### Task goal
Repeat all the material exactly; pictures stay out of your copy.

### Data extract
——————

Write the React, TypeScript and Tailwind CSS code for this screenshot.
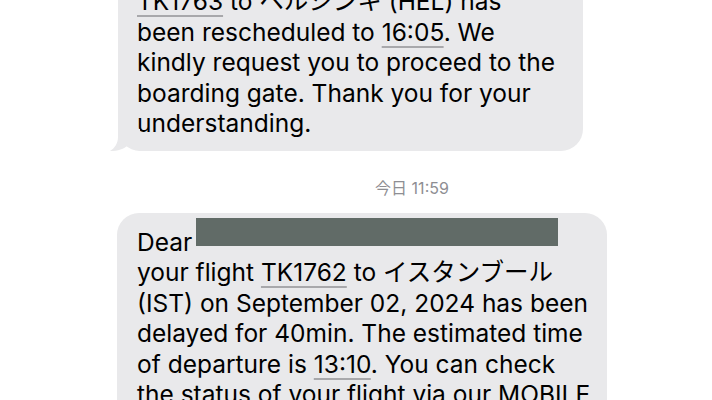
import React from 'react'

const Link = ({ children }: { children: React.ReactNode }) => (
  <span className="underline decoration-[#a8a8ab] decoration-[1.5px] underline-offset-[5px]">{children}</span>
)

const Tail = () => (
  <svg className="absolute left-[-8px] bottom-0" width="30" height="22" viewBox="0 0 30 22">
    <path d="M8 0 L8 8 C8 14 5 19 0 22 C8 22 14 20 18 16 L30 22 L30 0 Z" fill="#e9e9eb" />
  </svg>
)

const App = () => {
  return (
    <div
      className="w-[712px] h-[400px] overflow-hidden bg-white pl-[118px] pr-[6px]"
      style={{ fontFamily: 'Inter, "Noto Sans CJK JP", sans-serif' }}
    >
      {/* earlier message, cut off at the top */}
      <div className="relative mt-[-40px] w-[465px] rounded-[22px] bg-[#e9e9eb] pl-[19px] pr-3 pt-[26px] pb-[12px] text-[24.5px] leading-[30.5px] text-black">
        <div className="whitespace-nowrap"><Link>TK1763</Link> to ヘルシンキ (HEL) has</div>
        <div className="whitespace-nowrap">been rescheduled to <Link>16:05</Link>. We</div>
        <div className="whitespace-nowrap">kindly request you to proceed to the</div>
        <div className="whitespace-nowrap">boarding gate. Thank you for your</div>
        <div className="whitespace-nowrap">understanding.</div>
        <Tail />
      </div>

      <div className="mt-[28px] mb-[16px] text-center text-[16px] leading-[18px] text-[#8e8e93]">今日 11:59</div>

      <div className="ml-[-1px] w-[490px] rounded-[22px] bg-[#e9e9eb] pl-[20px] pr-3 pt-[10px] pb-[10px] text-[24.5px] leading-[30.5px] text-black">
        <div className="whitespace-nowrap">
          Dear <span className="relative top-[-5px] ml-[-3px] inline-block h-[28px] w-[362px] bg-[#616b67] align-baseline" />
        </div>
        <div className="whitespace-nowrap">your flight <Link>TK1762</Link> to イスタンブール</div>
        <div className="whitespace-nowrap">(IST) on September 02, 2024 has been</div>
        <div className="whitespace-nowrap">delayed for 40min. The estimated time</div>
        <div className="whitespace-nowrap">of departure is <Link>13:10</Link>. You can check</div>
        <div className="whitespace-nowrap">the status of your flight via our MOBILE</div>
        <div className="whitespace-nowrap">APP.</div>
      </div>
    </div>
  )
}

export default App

——————

### Response to this exercise
Write the React, TypeScript and Tailwind CSS code for this screenshot.
import React from 'react'

const Link = ({ children }: { children: React.ReactNode }) => (
  <span className="underline decoration-[#a8a8ab] decoration-[1.5px] underline-offset-[5px]">{children}</span>
)

const Tail = () => (
  <svg className="absolute left-[-8px] bottom-0" width="30" height="22" viewBox="0 0 30 22">
    <path d="M8 0 L8 8 C8 14 5 19 0 22 C8 22 14 20 18 16 L30 22 L30 0 Z" fill="#e9e9eb" />
  </svg>
)

const App = () => {
  return (
    <div
      className="w-[712px] h-[400px] overflow-hidden bg-white pl-[118px] pr-[6px]"
      style={{ fontFamily: 'Inter, "Noto Sans CJK JP", sans-serif' }}
    >
      {/* earlier message, cut off at the top */}
      <div className="relative mt-[-40px] w-[465px] rounded-[22px] bg-[#e9e9eb] pl-[19px] pr-3 pt-[26px] pb-[12px] text-[24.5px] leading-[30.5px] text-black">
        <div className="whitespace-nowrap"><Link>TK1763</Link> to ヘルシンキ (HEL) has</div>
        <div className="whitespace-nowrap">been rescheduled to <Link>16:05</Link>. We</div>
        <div className="whitespace-nowrap">kindly request you to proceed to the</div>
        <div className="whitespace-nowrap">boarding gate. Thank you for your</div>
        <div className="whitespace-nowrap">understanding.</div>
        <Tail />
      </div>

      <div className="mt-[28px] mb-[16px] text-center text-[16px] leading-[18px] text-[#8e8e93]">今日 11:59</div>

      <div className="ml-[-1px] w-[490px] rounded-[22px] bg-[#e9e9eb] pl-[20px] pr-3 pt-[10px] pb-[10px] text-[24.5px] leading-[30.5px] text-black">
        <div className="whitespace-nowrap">
          Dear <span className="relative top-[-5px] ml-[-3px] inline-block h-[28px] w-[362px] bg-[#616b67] align-baseline" />
        </div>
        <div className="whitespace-nowrap">your flight <Link>TK1762</Link> to イスタンブール</div>
        <div className="whitespace-nowrap">(IST) on September 02, 2024 has been</div>
        <div className="whitespace-nowrap">delayed for 40min. The estimated time</div>
        <div className="whitespace-nowrap">of departure is <Link>13:10</Link>. You can check</div>
        <div className="whitespace-nowrap">the status of your flight via our MOBILE</div>
        <div className="whitespace-nowrap">APP.</div>
      </div>
    </div>
  )
}

export default App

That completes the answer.